State of Charge-Dependent Polynomial Equivalent Circuit Modeling for Electrochemical Impedance Spectroscopy of Lithium-Ion Batteries

Electrochemical impedance spectroscopy (EIS) is used not only to give a thorough understanding of reaction kinetics and transport mechanisms in lithium-ion batteries (LIBs), but also to provide a promising nondestructive tool for state of charge (SOC) estimation. Although various equivalent circuit models (ECMs) have been proposed to model impedance spectra, the impact of SOC on circuit parameters is often neglected in these models. In this study, the nonlinear relationship between circuit parameters and SOC is explicitly characterized using analytical polynomial functions.

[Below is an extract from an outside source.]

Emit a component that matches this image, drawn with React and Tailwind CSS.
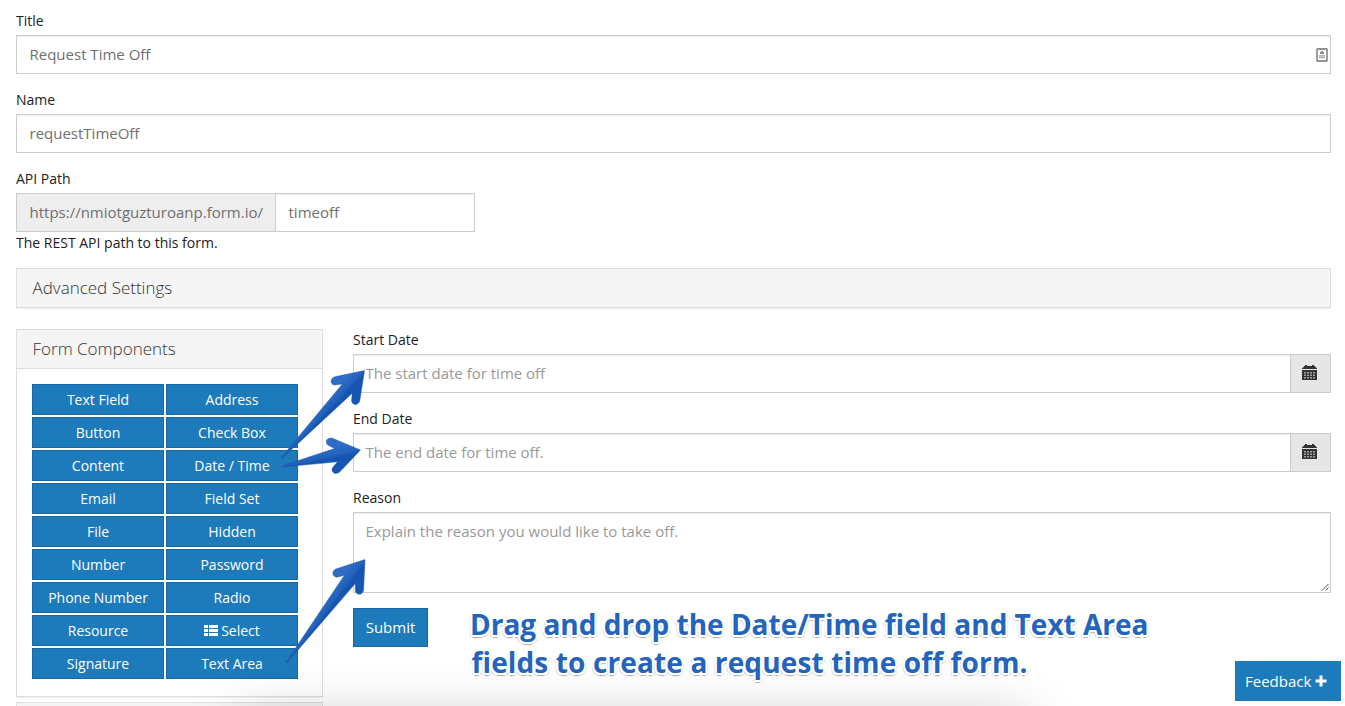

The effect of polynomial order is systematically investigated by means of fitting and prediction accuracy, in which the prediction performance is evaluated using leave-one-out cross-validation (LOOCV) method. The EIS measurements of a 20-A·h commercial LIB are performed to demonstrate the effectiveness of the proposed model. The results show that a seventh-order polynomial function is sufficiently high to capture the nonlinear effect of SOC on circuit parameters. Moreover, the LOOCV prediction performance of the polynomial function-based ECM is probably better than that of a common interpolation-based ECM.